Zakhar Popovich ist als Diskussionsteilnehmer zur Konferenz gereist. Der Ukrainer aus Kiew, ein Sozialwissenschaftler und Mitbegründer linker Organisationen, lebt seit Kriegsbeginn im polnischen Kraków. Popovich, der innerhalb der linken Szene nicht unumstritten ist, kritisiert die ukrainische Regierung heftig, plädiert aber gleichzeitig für die Lieferung schwerer Waffen, um die militärische Niederlage der Russen herbeizuführen. Er selbst möchte an diesen Kämpfen nicht teilnehmen, denn er plant eine Übersiedlung in die USA, um dort seine akademischen Studien fortzuführen. Diese Positionen von Popovich werden nicht von den Veranstaltern der Konferenz geteilt.
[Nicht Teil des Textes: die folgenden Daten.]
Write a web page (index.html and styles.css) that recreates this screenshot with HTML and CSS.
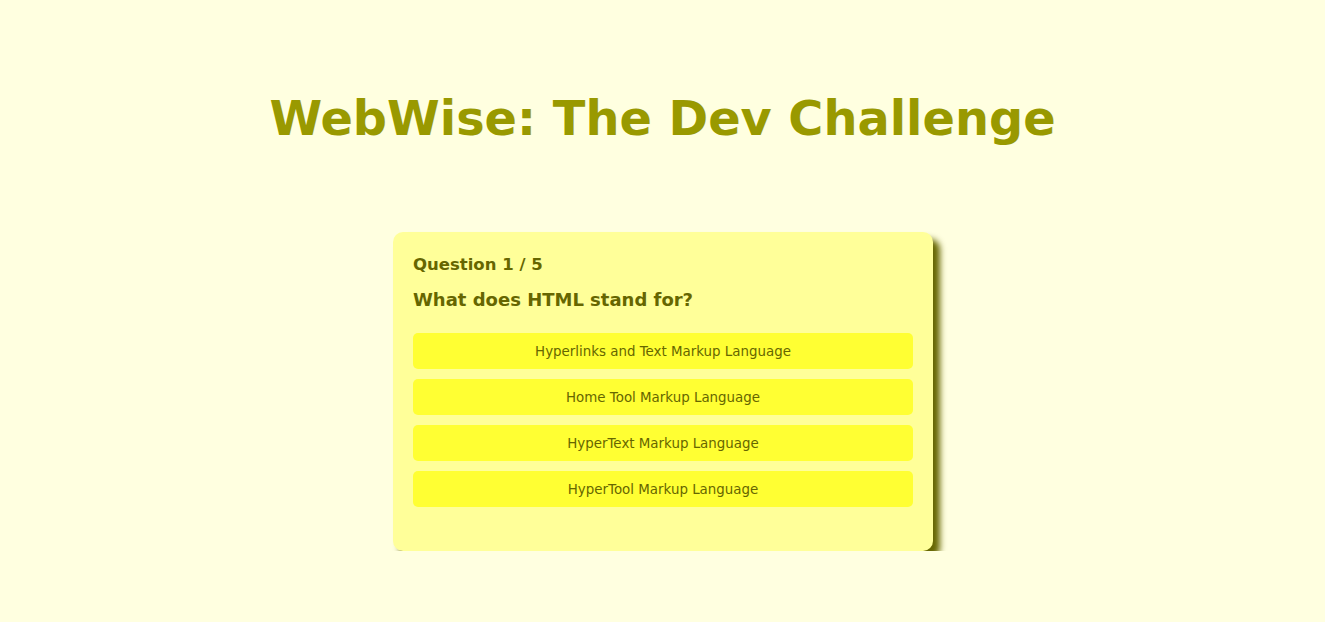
FILE: index.html
```html
<!DOCTYPE html>
<html lang="en">
<head>
<meta charset="utf-8">
<title>WebWise: The Dev Challenge</title>
<link rel="stylesheet" href="styles.css">
</head>
<body>
<h1 class="title">WebWise: The Dev Challenge</h1>
<main class="quiz">
  <div class="quiz-counter">Question 1 / 5</div>
  <h2 class="quiz-question">What does HTML stand for?</h2>
  <div class="answers">
    <button class="answer">Hyperlinks and Text Markup Language</button>
    <button class="answer">Home Tool Markup Language</button>
    <button class="answer">HyperText Markup Language</button>
    <button class="answer">HyperTool Markup Language</button>
  </div>
</main>
</body>
</html>
```

FILE: styles.css
```css
html, body {
  margin: 0;
  padding: 0;
}
body {
  background: #ffffe0;
  font-family: Verdana, "DejaVu Sans", sans-serif;
  display: flex;
  flex-direction: column;
  align-items: center;
  padding-top: 87px;
}
.title {
  margin: 0;
  font-size: 47.8px;
  font-weight: bold;
  color: #999900;
  line-height: 64px;
}
.quiz {
  margin-top: 81px;
  width: 500px;
  padding: 21px 20px 44px;
  background: #ffff99;
  border-radius: 10px;
  box-shadow: 7px 7px 6px #666600;
  margin-left: 1px;
}
.quiz-counter {
  font-weight: bold;
  font-size: 16.5px;
  color: #666600;
  line-height: 24px;
}
.quiz-question {
  margin: 11px 0 21px;
  font-size: 18px;
  line-height: 24px;
  color: #666600;
}
.answers {
  display: flex;
  flex-direction: column;
  gap: 10px;
}
.answer {
  height: 36px;
  border: none;
  border-radius: 5px;
  background: #ffff33;
  color: #666600;
  font-family: Verdana, "DejaVu Sans", sans-serif;
  font-size: 13.4px;
  cursor: pointer;
}
```
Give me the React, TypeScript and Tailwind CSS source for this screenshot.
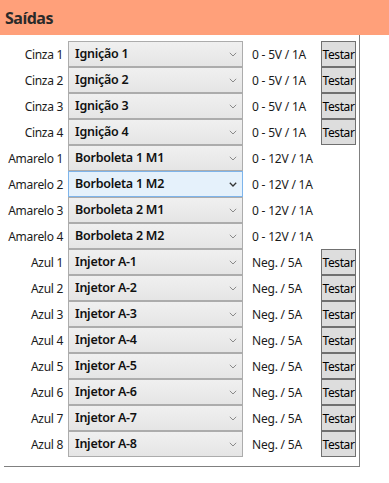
import React from "react";

type Row = { label: string; value: string; spec: string; test: boolean; active?: boolean };

const rows: Row[] = [
  { label: "Cinza 1", value: "Ignição 1", spec: "0 - 5V / 1A", test: true },
  { label: "Cinza 2", value: "Ignição 2", spec: "0 - 5V / 1A", test: true },
  { label: "Cinza 3", value: "Ignição 3", spec: "0 - 5V / 1A", test: true },
  { label: "Cinza 4", value: "Ignição 4", spec: "0 - 5V / 1A", test: true },
  { label: "Amarelo 1", value: "Borboleta 1 M1", spec: "0 - 12V / 1A", test: false },
  { label: "Amarelo 2", value: "Borboleta 1 M2", spec: "0 - 12V / 1A", test: false, active: true },
  { label: "Amarelo 3", value: "Borboleta 2 M1", spec: "0 - 12V / 1A", test: false },
  { label: "Amarelo 4", value: "Borboleta 2 M2", spec: "0 - 12V / 1A", test: false },
  { label: "Azul 1", value: "Injetor A-1", spec: "Neg. / 5A", test: true },
  { label: "Azul 2", value: "Injetor A-2", spec: "Neg. / 5A", test: true },
  { label: "Azul 3", value: "Injetor A-3", spec: "Neg. / 5A", test: true },
  { label: "Azul 4", value: "Injetor A-4", spec: "Neg. / 5A", test: true },
  { label: "Azul 5", value: "Injetor A-5", spec: "Neg. / 5A", test: true },
  { label: "Azul 6", value: "Injetor A-6", spec: "Neg. / 5A", test: true },
  { label: "Azul 7", value: "Injetor A-7", spec: "Neg. / 5A", test: true },
  { label: "Azul 8", value: "Injetor A-8", spec: "Neg. / 5A", test: true },
];

function Chevron({ dark }: { dark?: boolean }) {
  return (
    <svg width="8" height="5" viewBox="0 0 8 5" className="shrink-0">
      <path
        d="M0.8 0.8 L4 4 L7.2 0.8"
        fill="none"
        stroke={dark ? "#333333" : "#8a8a8a"}
        strokeWidth={dark ? 1.3 : 1}
      />
    </svg>
  );
}

export default function App() {
  return (
    <div
      className="w-[389px] h-[483px] bg-white text-[#1b1b1b]"
      style={{ fontFamily: "'Noto Sans', 'Open Sans', sans-serif" }}
    >
      <div className="h-[35px] bg-[#ffa07a] flex items-center px-[5px]">
        <span className="text-[16px] font-bold text-[#2a2a2a] leading-none tracking-[-0.5px] pt-[1px]">
          Saídas
        </span>
      </div>
      <div className="ml-[4px] w-[356px] border-r border-b border-[#808080] pt-[6px] pb-[9px]">
        {rows.map((r) => (
          <div key={r.label} className="flex items-center h-[26px]">
            <div className="w-[59px] text-right text-[12px] leading-none tracking-[-0.3px] pt-[2px]">
              {r.label}
            </div>
            <div
              className={
                "ml-[5px] w-[175px] h-[26px] flex items-center justify-between pl-[6px] pr-[5px] border " +
                (r.active
                  ? "border-[#7eb4ea] bg-[#e5f1fb]"
                  : "border-[#acacac] bg-gradient-to-b from-[#f0f0f0] to-[#e5e5e5]")
              }
            >
              <span className="text-[12.5px] font-semibold leading-none text-[#111] tracking-[-0.25px] pt-[1px]">
                {r.value}
              </span>
              <Chevron dark={r.active} />
            </div>
            <div className="ml-[9px] w-[69px] text-[12px] leading-none tracking-[-0.2px] pt-[2px]">
              {r.spec}
            </div>
            {r.test && (
              <div className="w-[35px] h-[26px] border border-[#707070] bg-[#dddddd] flex items-center justify-center text-[12px] leading-none tracking-[-0.4px] text-black pt-[2px]">
                Testar
              </div>
            )}
          </div>
        ))}
      </div>
    </div>
  );
}
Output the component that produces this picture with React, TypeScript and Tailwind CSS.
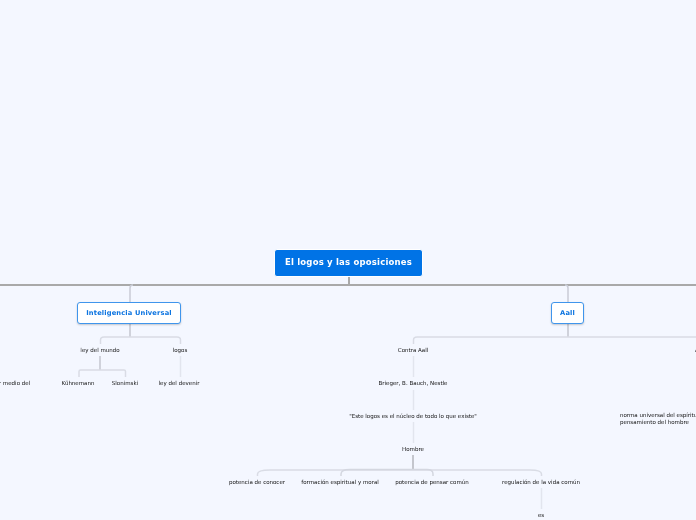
const font = "font-['DejaVu_Sans',Verdana,sans-serif]";

const labels = [
  { text: "ley del mundo", pos: "left-[100px] top-[350px]" },
  { text: "logos", pos: "left-[180px] top-[350px]" },
  { text: "Kühnemann", pos: "left-[78px] top-[383px]" },
  { text: "Slonimski", pos: "left-[125px] top-[383px]" },
  { text: "ley del devenir", pos: "left-[179px] top-[383px]" },
  { text: "Contra Aall", pos: "left-[412.5px] top-[350px]" },
  { text: "Brieger, B. Bauch, Nestle", pos: "left-[413px] top-[383px]" },
  { text: "\"Este logos es el núcleo de todo lo que existe\"", pos: "left-[413px] top-[416px]" },
  { text: "Hombre", pos: "left-[412.5px] top-[449px]" },
  { text: "potencia de conocer", pos: "left-[256.5px] top-[482px]" },
  { text: "formación espiritual y moral", pos: "left-[340px] top-[482px]" },
  { text: "potencia de pensar común", pos: "left-[432px] top-[482px]" },
  { text: "regulación de la vida común", pos: "left-[541px] top-[482px]" },
  { text: "es", pos: "left-[541px] top-[515px]" },
];

function Connectors() {
  return (
    <svg className="absolute inset-0" width="696" height="520" fill="none">
      {/* trunk */}
      <path d="M0 285H696" stroke="#a9a9a9" strokeWidth="2" />
      <path d="M349 276V285" stroke="#a9a9a9" strokeWidth="2" />
      {/* main branches */}
      <path d="M133 285Q130 285 130 288V303" stroke="#c9ccd6" strokeWidth="1.5" />
      <path d="M565 285Q568 285 568 288V303" stroke="#c9ccd6" strokeWidth="1.5" />
      <path d="M130 323V337M568 323V337M100 356V370" stroke="#c3c6d0" strokeWidth="1.5" />
      {/* Inteligencia Universal */}
      <path d="M100.5 344V340Q100.5 337 104 337H177Q180.5 337 180.5 340V344" stroke="#d9dce5" strokeWidth="1.5" />
      <path d="M79 377V371.5Q79 370 80.5 370H124Q125.5 370 125.5 371.5V377" stroke="#d9dce5" strokeWidth="1.5" />
      <path d="M180.5 356V377" stroke="#e2e5ee" strokeWidth="1.5" />
      {/* Aall */}
      <path d="M413.5 344V340Q413.5 337 417 337H696" stroke="#d9dce5" strokeWidth="1.5" />
      <path d="M413.5 356V377M413.5 390V410M413.5 422V443" stroke="#e2e5ee" strokeWidth="1.5" />
      <path d="M413 455V469" stroke="#b4b6bd" strokeWidth="1.5" />
      <path d="M257.5 476V474Q257.5 470 270 470H530Q541.5 470 541.5 474V476" stroke="#d9dce5" strokeWidth="1.5" />
      <path d="M341 476V474Q341 469.5 350 469.5H427Q433 469.5 433 474V476" stroke="#d4d7e0" strokeWidth="1.5" />
      <path d="M541.5 488V509" stroke="#e2e5ee" strokeWidth="1.5" />
    </svg>
  );
}

export default function App() {
  return (
    <div className={`relative w-[696px] h-[520px] overflow-hidden bg-[#f4f7ff] ${font}`}>
      <Connectors />

      <div className="absolute left-[274px] top-[249px] w-[149px] h-[27.5px] flex items-center justify-center rounded-[3px] border border-white bg-[#0073e6] text-[8.5px] tracking-[0.2px] font-bold text-white whitespace-nowrap [will-change:transform]">
        El logos y las oposiciones
      </div>

      <div className="absolute left-[77px] top-[302px] w-[104px] h-[21.5px] flex items-center justify-center rounded-[3px] border-[1.5px] border-[#3f95ec] bg-white text-[6.7px] tracking-[0.15px] font-bold text-[#0a73e0] whitespace-nowrap shadow-[0_1px_2px_rgba(0,0,0,0.2)] [will-change:transform]">
        Inteligencia Universal
      </div>
      <div className="absolute left-[551px] top-[302px] w-[33px] h-[21.5px] flex items-center justify-center rounded-[3px] border-[1.5px] border-[#3f95ec] bg-white text-[6.7px] tracking-[0.15px] font-bold text-[#0a73e0] whitespace-nowrap shadow-[0_1px_2px_rgba(0,0,0,0.2)] [will-change:transform]">
        Aall
      </div>

      {labels.map((l) => (
        <div
          key={l.text}
          className={`absolute ${l.pos} -translate-x-1/2 -translate-y-1/2 text-[5.5px] leading-[6.5px] text-[#111] whitespace-nowrap [will-change:transform]`}
        >
          {l.text}
        </div>
      ))}

      <div className="absolute right-[666px] top-[383px] -translate-y-1/2 text-[5.5px] leading-[6.5px] text-[#111] whitespace-nowrap [will-change:transform]">
        por medio del
      </div>
      <div className="absolute left-[694.5px] top-[350px] -translate-y-1/2 text-[5.5px] leading-[6.5px] text-[#111] whitespace-nowrap [will-change:transform]">
        Aall
      </div>
      <div className="absolute left-[620px] top-[412px] text-[5.5px] leading-[6.5px] text-[#111] whitespace-nowrap [will-change:transform]">
        norma universal del espíritu y
        <br />
        pensamiento del hombre
      </div>
    </div>
  );
}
Barbara F., eine wissbegierige Endfünfzigerin, war Mitglied der SED und der PDS. »Mir ist heute, mehr als 30 Jahre nach dem Ende der DDR bewusst, dass der Kapitalismus keine Zukunft hat«, sagt sie. Barbara kam nach der Wende über mehrere Umwege zunächst zur SAG, der sozialistischen Arbeitergruppe, aus der später »Linksruck«, dann Marx21 wurde. Das Studium der Werke Trotzkis hat ihr die Aufarbeitung der DDR-Geschichte sowie deren Scheitern ermöglicht. In letzter Zeit habe sie sich allerdings etwas zurückgenommen, da auch bei Marx21 eine nach ihrer Meinung zu starke Betonung identitätspolitischer Fragen stattgefunden habe.

Als am Sonntagabend die Party beginnt, auf die sich ein Großteil der Gäste schon lange freut, kommt dem Beobachter angesichts der jugendlichen Dynamik ein Zitat von Leo Trotzki in den Sinn, welches er in seinem Testament formuliert hatte: »Das Leben ist schön. Die kommende Generation möge es reinigen von allem Bösen, von Unterdrückung und Gewalt und es voll genießen!« Es ist aber bekannt, dass es sich dabei nur um eine Momentaufnahme handelte.